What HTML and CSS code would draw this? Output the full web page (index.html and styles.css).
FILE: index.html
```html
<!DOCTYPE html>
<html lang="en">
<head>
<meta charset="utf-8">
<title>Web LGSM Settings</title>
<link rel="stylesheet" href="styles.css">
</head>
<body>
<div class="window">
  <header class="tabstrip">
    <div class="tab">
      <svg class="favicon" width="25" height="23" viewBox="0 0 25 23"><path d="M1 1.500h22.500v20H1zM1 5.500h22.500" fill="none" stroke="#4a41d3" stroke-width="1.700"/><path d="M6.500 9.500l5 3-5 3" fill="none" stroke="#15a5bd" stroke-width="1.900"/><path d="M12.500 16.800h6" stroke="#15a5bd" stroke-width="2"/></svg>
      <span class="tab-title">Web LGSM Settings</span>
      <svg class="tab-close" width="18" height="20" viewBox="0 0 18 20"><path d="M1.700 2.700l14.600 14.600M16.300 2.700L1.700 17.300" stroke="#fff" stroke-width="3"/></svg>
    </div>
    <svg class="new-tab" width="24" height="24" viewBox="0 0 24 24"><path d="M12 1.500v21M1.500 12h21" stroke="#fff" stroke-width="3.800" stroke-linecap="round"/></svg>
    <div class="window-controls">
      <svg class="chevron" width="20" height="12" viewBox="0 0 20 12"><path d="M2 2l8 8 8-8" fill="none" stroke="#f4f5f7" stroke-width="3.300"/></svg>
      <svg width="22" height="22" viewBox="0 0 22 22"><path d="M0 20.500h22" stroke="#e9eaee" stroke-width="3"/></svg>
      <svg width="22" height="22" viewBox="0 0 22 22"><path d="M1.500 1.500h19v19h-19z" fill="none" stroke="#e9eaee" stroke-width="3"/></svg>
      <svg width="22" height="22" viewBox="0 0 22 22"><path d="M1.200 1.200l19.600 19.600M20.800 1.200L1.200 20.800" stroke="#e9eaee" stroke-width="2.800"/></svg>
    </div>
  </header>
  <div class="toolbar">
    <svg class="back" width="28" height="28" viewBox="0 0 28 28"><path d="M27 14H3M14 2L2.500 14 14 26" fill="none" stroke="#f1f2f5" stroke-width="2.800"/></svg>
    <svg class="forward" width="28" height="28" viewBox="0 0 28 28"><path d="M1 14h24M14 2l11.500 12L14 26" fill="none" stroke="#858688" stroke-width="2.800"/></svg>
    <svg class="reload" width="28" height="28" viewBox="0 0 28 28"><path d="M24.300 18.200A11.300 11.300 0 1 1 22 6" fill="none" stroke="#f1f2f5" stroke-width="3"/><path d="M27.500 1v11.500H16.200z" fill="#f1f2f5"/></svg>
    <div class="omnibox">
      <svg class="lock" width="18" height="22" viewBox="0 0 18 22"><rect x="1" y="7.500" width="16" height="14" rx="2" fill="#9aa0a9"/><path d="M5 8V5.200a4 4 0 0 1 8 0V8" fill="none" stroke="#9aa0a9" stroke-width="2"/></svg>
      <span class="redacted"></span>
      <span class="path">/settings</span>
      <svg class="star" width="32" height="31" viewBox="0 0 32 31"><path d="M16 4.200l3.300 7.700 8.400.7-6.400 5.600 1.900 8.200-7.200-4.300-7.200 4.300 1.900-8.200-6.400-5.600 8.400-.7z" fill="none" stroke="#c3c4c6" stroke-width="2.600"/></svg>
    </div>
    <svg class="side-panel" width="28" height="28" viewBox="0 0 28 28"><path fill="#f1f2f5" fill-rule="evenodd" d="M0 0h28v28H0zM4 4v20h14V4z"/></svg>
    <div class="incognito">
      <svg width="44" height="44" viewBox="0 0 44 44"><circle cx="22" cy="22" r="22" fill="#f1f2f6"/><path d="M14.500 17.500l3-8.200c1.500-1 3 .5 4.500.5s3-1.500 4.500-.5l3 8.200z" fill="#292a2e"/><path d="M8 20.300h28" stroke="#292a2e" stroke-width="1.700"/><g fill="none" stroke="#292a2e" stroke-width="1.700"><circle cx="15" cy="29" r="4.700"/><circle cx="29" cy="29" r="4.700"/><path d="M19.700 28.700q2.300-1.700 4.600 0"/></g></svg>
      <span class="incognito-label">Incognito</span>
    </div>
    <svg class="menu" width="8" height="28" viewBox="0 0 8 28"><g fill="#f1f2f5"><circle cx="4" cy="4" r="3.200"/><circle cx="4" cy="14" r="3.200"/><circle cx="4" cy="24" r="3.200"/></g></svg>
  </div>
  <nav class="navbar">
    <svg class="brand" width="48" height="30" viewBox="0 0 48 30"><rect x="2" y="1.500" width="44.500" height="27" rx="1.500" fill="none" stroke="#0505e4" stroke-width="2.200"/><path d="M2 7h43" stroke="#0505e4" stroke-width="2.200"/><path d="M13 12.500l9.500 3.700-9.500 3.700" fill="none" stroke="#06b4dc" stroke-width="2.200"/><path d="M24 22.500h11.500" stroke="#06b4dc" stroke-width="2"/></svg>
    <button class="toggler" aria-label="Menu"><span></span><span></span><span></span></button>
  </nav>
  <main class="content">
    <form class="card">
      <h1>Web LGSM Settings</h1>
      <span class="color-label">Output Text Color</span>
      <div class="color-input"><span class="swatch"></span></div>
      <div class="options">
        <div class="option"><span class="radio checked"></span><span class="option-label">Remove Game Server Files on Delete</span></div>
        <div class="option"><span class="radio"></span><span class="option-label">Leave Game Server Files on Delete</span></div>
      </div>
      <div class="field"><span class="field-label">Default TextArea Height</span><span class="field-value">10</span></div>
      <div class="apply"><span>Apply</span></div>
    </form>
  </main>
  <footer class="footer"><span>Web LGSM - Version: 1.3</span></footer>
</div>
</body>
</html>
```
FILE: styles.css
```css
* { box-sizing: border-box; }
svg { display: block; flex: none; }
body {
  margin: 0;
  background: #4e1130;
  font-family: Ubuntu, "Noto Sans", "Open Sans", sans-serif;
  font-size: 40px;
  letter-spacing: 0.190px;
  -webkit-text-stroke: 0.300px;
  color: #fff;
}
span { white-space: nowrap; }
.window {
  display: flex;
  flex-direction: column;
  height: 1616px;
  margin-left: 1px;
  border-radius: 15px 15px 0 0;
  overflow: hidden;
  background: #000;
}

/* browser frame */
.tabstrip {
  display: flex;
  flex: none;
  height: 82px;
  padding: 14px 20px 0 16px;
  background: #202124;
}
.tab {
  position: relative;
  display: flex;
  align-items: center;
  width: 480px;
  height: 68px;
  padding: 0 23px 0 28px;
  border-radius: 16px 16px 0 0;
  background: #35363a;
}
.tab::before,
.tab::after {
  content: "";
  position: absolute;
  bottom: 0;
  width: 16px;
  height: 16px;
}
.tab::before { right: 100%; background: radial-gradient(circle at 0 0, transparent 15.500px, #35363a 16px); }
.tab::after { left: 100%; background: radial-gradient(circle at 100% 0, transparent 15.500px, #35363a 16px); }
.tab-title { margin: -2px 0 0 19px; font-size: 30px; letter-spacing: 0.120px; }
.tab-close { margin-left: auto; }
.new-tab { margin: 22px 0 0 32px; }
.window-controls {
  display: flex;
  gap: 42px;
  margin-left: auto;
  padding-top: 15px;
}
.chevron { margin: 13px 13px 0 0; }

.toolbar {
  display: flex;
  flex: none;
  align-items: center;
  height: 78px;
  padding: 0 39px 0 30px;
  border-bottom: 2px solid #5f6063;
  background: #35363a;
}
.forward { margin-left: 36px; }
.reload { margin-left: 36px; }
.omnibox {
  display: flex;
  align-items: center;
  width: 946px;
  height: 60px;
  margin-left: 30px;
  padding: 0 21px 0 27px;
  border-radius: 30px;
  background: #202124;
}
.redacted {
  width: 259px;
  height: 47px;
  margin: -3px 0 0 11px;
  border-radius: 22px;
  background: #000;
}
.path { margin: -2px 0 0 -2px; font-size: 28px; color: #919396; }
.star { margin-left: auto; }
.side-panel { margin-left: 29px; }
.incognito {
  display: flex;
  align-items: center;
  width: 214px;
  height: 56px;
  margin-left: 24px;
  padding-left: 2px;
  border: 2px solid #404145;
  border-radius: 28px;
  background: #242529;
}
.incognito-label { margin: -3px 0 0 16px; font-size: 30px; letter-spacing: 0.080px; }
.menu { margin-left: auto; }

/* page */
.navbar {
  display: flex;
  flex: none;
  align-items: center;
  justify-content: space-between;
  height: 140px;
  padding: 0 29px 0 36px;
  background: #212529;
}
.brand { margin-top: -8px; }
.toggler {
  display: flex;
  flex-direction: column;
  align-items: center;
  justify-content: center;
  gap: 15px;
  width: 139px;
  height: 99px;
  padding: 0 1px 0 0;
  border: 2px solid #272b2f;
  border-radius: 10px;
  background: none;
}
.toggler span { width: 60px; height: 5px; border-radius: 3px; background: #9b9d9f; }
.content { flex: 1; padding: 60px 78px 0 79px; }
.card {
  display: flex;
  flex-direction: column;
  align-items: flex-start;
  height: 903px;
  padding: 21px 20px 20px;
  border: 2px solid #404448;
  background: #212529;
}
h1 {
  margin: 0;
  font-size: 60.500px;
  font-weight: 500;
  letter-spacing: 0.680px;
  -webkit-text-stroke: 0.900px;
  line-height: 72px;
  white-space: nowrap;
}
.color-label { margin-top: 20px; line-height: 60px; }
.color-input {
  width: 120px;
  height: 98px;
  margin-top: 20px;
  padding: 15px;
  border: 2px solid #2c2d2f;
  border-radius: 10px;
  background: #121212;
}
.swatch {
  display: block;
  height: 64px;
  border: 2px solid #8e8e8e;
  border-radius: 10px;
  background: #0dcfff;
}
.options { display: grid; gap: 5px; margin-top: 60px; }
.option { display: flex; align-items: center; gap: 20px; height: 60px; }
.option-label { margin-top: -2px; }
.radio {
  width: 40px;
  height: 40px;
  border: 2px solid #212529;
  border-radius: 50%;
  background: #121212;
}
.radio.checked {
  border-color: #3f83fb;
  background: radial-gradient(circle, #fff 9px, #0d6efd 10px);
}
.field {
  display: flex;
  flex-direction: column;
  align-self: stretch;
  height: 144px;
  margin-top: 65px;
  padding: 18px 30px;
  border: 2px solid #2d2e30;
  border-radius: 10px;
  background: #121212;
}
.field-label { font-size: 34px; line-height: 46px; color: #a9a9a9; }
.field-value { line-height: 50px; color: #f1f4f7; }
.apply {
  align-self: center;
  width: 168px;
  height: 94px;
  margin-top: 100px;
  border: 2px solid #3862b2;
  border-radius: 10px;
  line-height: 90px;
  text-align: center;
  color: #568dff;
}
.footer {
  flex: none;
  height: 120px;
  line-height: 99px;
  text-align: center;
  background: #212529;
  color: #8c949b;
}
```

┄┄┄┄┄┄┄┄┄┄┄┄┄┄┄┄┄┄┄┄

Go through the listing above and list every line that has the word "page".

What HTML and CSS code would draw this? Output the full web page (index.html and styles.css).
/* page */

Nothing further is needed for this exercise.